Short exercise>
List all lines of the data that include the string "screenshot".

Data supplied>
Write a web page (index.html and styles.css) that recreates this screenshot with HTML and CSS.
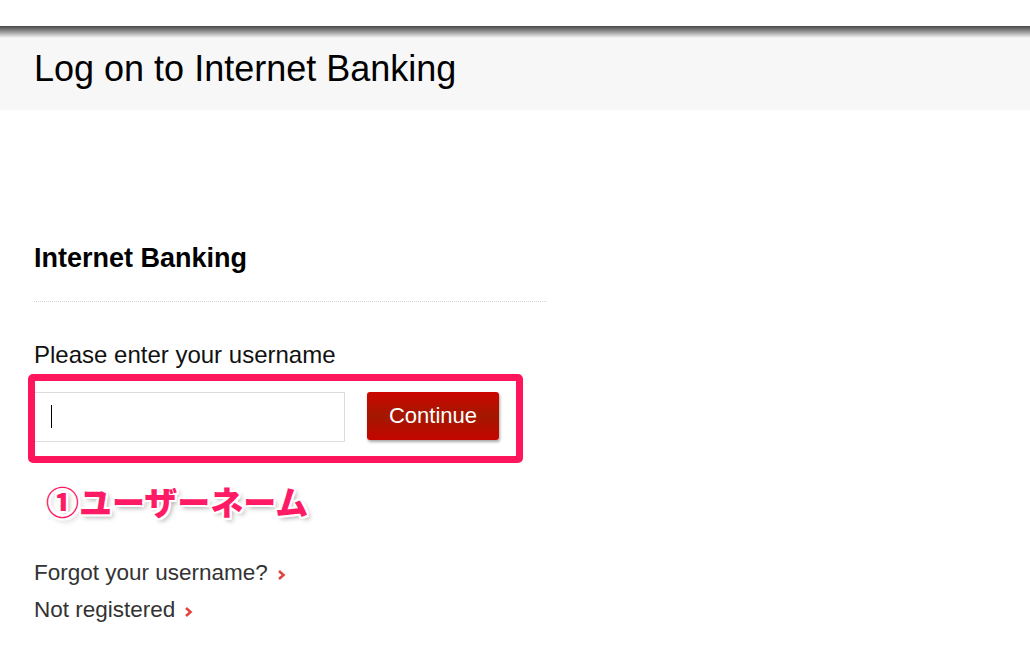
FILE: index.html
```html
<!DOCTYPE html>
<html lang="en">
<head>
    <meta charset="UTF-8">
    <title>Log on to Internet Banking</title>
    <meta name="viewport" content="width=device-width, initial-scale=1.0">
    <link rel="stylesheet" href="styles.css">
</head>
<body>
    <div class="topbar"></div>
    <header class="page-header">
        <h1>Log on to Internet Banking</h1>
    </header>
    <main class="content">
        <h2>Internet Banking</h2>
        <form class="logon-form">
            <label for="username">Please enter your username</label>
            <div class="form-row">
                <input type="text" id="username" autocomplete="off" autofocus>
                <span class="caret"></span>
                <button type="submit">Continue</button>
                <div class="callout-box"></div>
            </div>
        </form>
        <div class="callout-text">①ユーザーネーム</div>
        <ul class="links">
            <li><a href="#">Forgot your username?</a><svg class="chev" width="9" height="12" viewBox="0 0 9 12"><polyline points="2,2 6.5,6 2,10" fill="none" stroke="#e2453e" stroke-width="2.6"/></svg></li>
            <li><a href="#">Not registered</a><svg class="chev" width="9" height="12" viewBox="0 0 9 12"><polyline points="2,2 6.5,6 2,10" fill="none" stroke="#e2453e" stroke-width="2.6"/></svg></li>
        </ul>
    </main>
</body>
</html>
```

FILE: styles.css
```css
body { font-family: 'Liberation Sans', Arial, sans-serif; background: #fff; margin: 0; color: #000; }
.topbar { height: 26px; background: #fff; }
.page-header { height: 84px; background: linear-gradient(#464646 0, #9a9a9a 6px, #f7f7f7 12px, #f7f7f7 100%); }
.page-header h1 { margin: 0; padding: 22px 0 0 34px; font-size: 36px; font-weight: normal; line-height: 41px; color: #000; }
.content { padding: 133px 0 40px 34px; }
h2 { margin: 0; font-size: 27px; line-height: 31px; font-weight: bold; width: 513px; padding-bottom: 27px; border-bottom: 1px dotted #d6d6d6; }
.logon-form label { display: block; margin-top: 40px; font-size: 24px; line-height: 26px; color: #111; }
.form-row { position: relative; display: flex; align-items: flex-start; gap: 22px; margin-top: 24px; }
.form-row input { width: 311px; height: 50px; box-sizing: border-box; border: 1px solid #dcdcdc; padding: 0 16px; font-size: 20px; font-family: inherit; outline: none; caret-color: #000; }
.caret { position: absolute; left: 17px; top: 13px; width: 1px; height: 23px; background: #000; }
.form-row button { width: 132px; height: 48px; border: none; border-radius: 3px; background: linear-gradient(#cc0600, #a31800 50%, #c40400); color: #fff; font-size: 22px; font-family: inherit; box-shadow: 1px 2px 3px rgba(0,0,0,0.35); cursor: pointer; }
.callout-box { position: absolute; left: -6px; top: -18px; width: 495px; height: 89px; box-sizing: border-box; border: 7px solid #ff155c; border-radius: 5px; pointer-events: none; }
.callout-text { margin-top: 36px; padding-left: 12px; font-family: 'Noto Sans CJK JP', sans-serif; font-weight: 900; font-size: 33px; line-height: 46px; color: #ff1a66;
    text-shadow: 2px 0 0 #fff, -2px 0 0 #fff, 0 2px 0 #fff, 0 -2px 0 #fff, 2px 2px 0 #fff, -2px -2px 0 #fff, 2px -2px 0 #fff, -2px 2px 0 #fff, 3px 3px 5px rgba(0,0,0,0.35); }
.links { list-style: none; margin: 31px 0 0; padding: 0; }
.links li { font-size: 22.5px; line-height: 36.5px; }
.links a { color: #333; text-decoration: none; }
.chev { margin-left: 9px; vertical-align: -1px; }
```
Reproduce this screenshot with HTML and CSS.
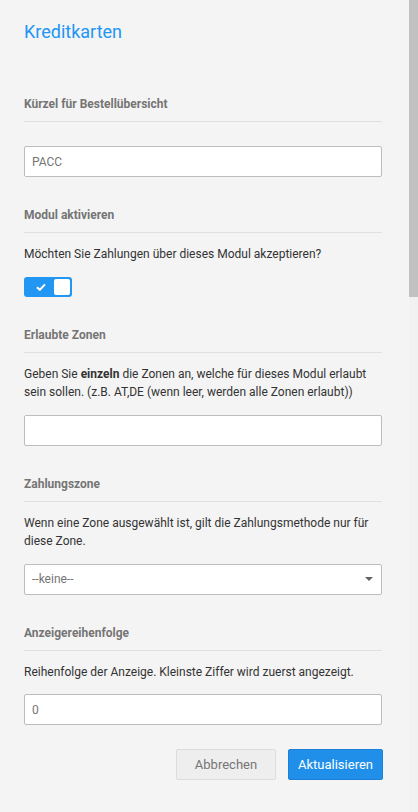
FILE: index.html
```html
<!DOCTYPE html>
<html lang="de">
<head>
<meta charset="utf-8">
<title>Kreditkarten</title>
<link rel="stylesheet" href="styles.css">
</head>
<body>
<div class="frame">
  <div class="panel">
    <h1 class="title">Kreditkarten</h1>

    <section class="field field--plain">
      <h2 class="field-label">Kürzel für Bestellübersicht</h2>
      <input class="text-input" type="text" value="PACC">
    </section>

    <section class="field">
      <h2 class="field-label">Modul aktivieren</h2>
      <p class="field-help">Möchten Sie Zahlungen über dieses Modul akzeptieren?</p>
      <span class="toggle">
        <svg class="toggle-check" width="10" height="8" viewBox="0 0 10 8"><path d="M1 4.2 L3.8 6.8 L9 1.4" fill="none" stroke="#fff" stroke-width="2"/></svg>
        <span class="toggle-knob"></span>
      </span>
    </section>

    <section class="field">
      <h2 class="field-label">Erlaubte Zonen</h2>
      <p class="field-help">Geben Sie <b>einzeln</b> die Zonen an, welche für dieses Modul erlaubt sein sollen. (z.B. AT,DE (wenn leer, werden alle Zonen erlaubt))</p>
      <input class="text-input" type="text" value="">
    </section>

    <section class="field">
      <h2 class="field-label">Zahlungszone</h2>
      <p class="field-help">Wenn eine Zone ausgewählt ist, gilt die Zahlungsmethode nur für diese Zone.</p>
      <div class="select">
        <span class="select-value">--keine--</span>
        <span class="select-caret"></span>
      </div>
    </section>

    <section class="field">
      <h2 class="field-label">Anzeigereihenfolge</h2>
      <p class="field-help">Reihenfolge der Anzeige. Kleinste Ziffer wird zuerst angezeigt.</p>
      <input class="text-input" type="text" value="0">
    </section>

    <div class="actions">
      <button class="btn btn--cancel" type="button">Abbrechen</button>
      <button class="btn btn--primary" type="button">Aktualisieren</button>
    </div>
  </div>
  <div class="scrollbar" aria-hidden="true">
    <div class="scrollbar-thumb"></div>
  </div>
</div>
</body>
</html>
```

FILE: styles.css
```css
html,
body {
  margin: 0;
  height: 100%;
  overflow: hidden;
}
body {
  background: #f4f4f4;
  font-family: Roboto, "Liberation Sans", sans-serif;
  font-size: 12px;
  color: #333;
}
.frame {
  display: flex;
  height: 100%;
}
.panel {
  flex: 1;
  min-width: 0;
  padding: 20px 27px 0 24px;
}
.scrollbar {
  display: flex;
  flex-direction: column;
  width: 9px;
  flex-shrink: 0;
  background: #f1f1f1;
}
.scrollbar-thumb {
  height: 297px;
  background: #c1c1c1;
}
.title {
  margin: 0 0 52px;
  font-size: 18px;
  line-height: 24px;
  font-weight: 400;
  color: #2196f3;
}
.field {
  margin-bottom: 30px;
}
.field-label {
  margin: 0;
  padding-bottom: 9px;
  border-bottom: 1px solid #e0e0e0;
  font-size: 12px;
  line-height: 16px;
  font-weight: 700;
  color: #757575;
}
.field-help {
  margin: 12px 0 13px;
  line-height: 18.5px;
}
.field--plain .text-input {
  margin-top: 24px;
}
.text-input {
  display: block;
  box-sizing: border-box;
  width: 100%;
  height: 31px;
  margin: 0;
  padding: 0 7px;
  border: 1px solid #bdbdbd;
  border-radius: 2px;
  background: #fff;
  font-family: inherit;
  font-size: 12px;
  color: #757575;
  outline: none;
}
.toggle {
  display: flex;
  align-items: center;
  justify-content: space-between;
  box-sizing: border-box;
  width: 48px;
  height: 20px;
  padding: 2px 2px 2px 12px;
  border-radius: 3px;
  background: #2196f3;
}
.toggle-check {
  display: block;
}
.toggle-knob {
  width: 16px;
  height: 16px;
  border-radius: 2px;
  background: #fff;
}
.select {
  display: flex;
  align-items: center;
  justify-content: space-between;
  box-sizing: border-box;
  height: 31px;
  padding: 0 8px 0 7px;
  border: 1px solid #bdbdbd;
  border-radius: 2px;
  background: #fff;
  color: #757575;
}
.select-caret {
  width: 0;
  height: 0;
  border-left: 4px solid transparent;
  border-right: 4px solid transparent;
  border-top: 4px solid #616161;
}
.actions {
  display: flex;
  justify-content: flex-end;
  gap: 12px;
  margin-top: -6px;
  margin-right: -1px;
}
.btn {
  height: 31px;
  border-radius: 2px;
  font-family: inherit;
  font-size: 13px;
  cursor: pointer;
}
.btn--cancel {
  width: 100px;
  border: 1px solid #dcdcdc;
  background: #eeeeee;
  color: #757575;
}
.btn--primary {
  width: 95px;
  border: 1px solid #1b80d6;
  background: #1f8fea;
  color: #fff;
}
```
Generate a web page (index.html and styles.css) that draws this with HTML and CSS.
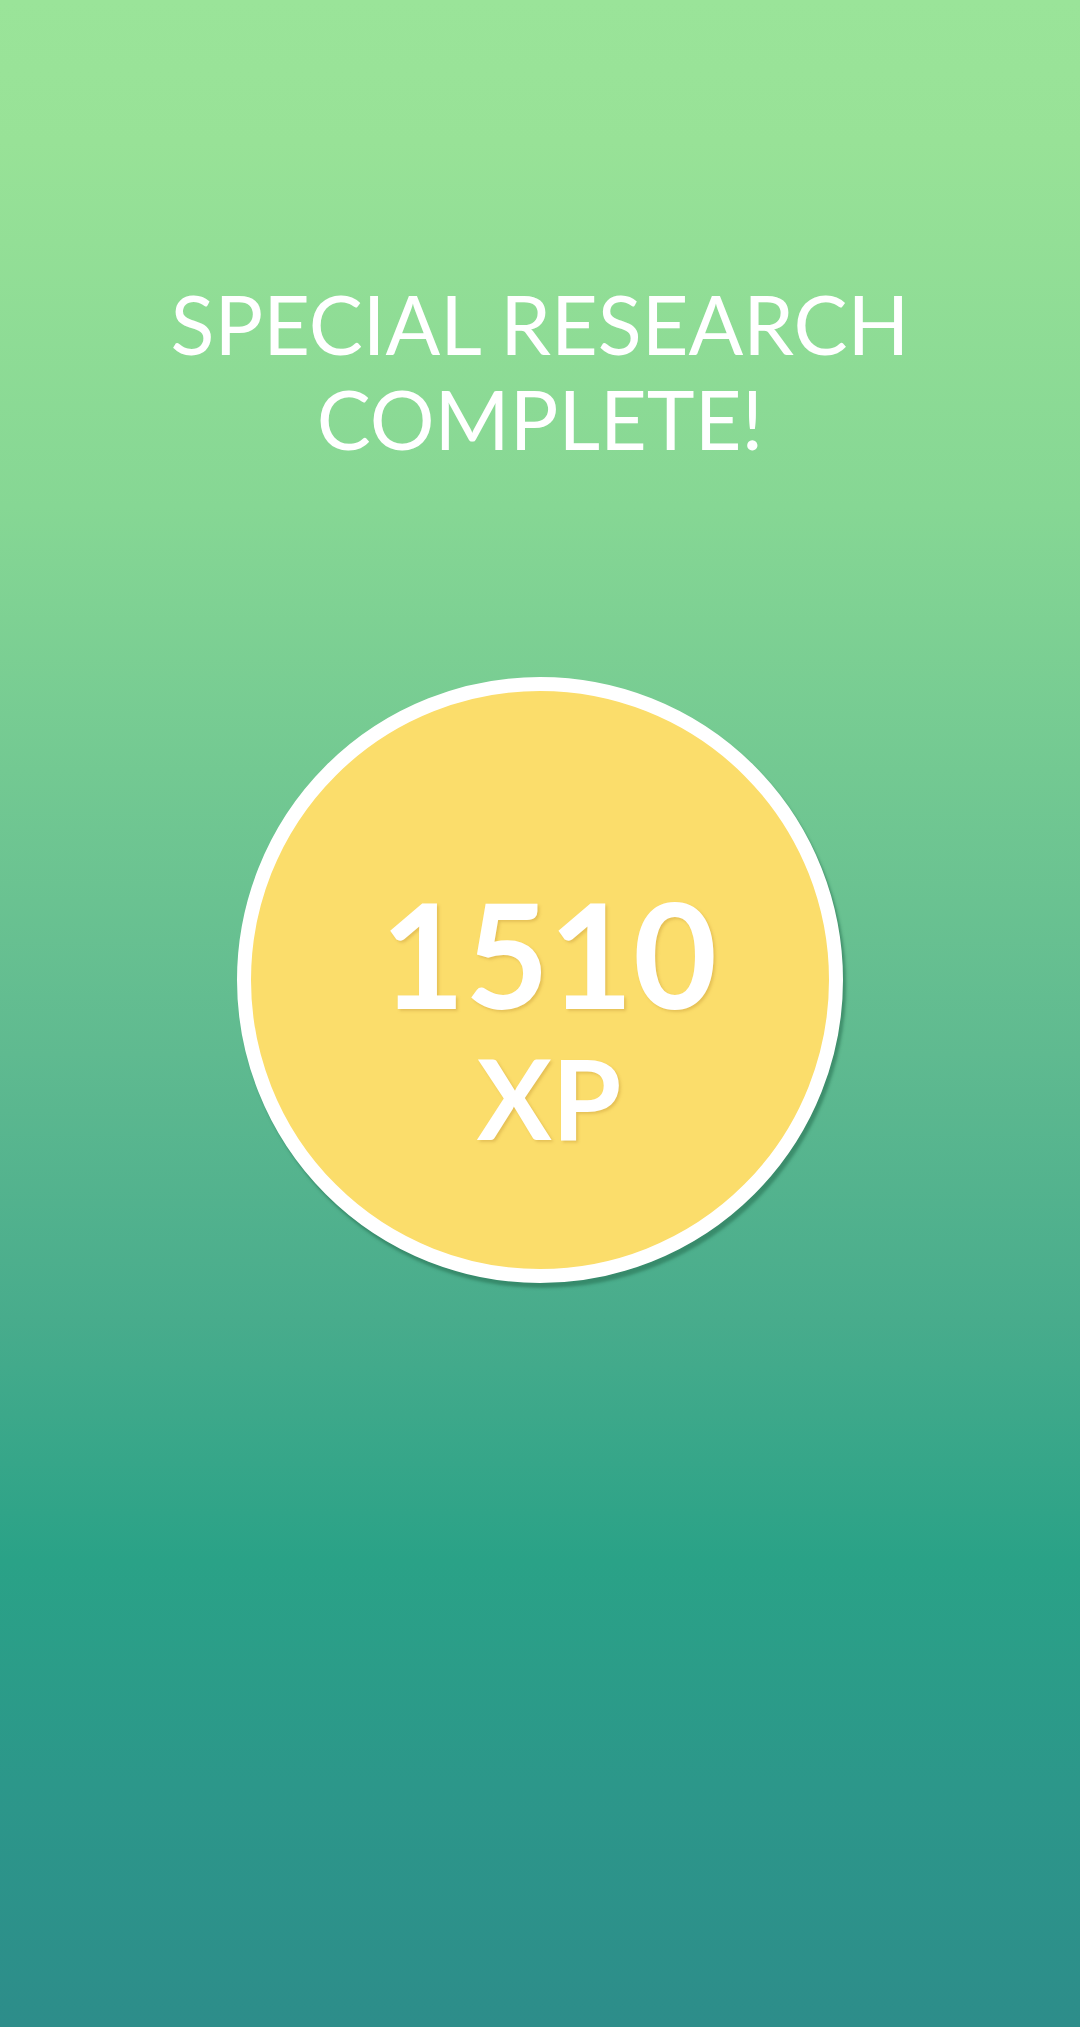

Written response>
Write a web page (index.html and styles.css) that recreates this screenshot with HTML and CSS.
Reproduce this screenshot with HTML and CSS.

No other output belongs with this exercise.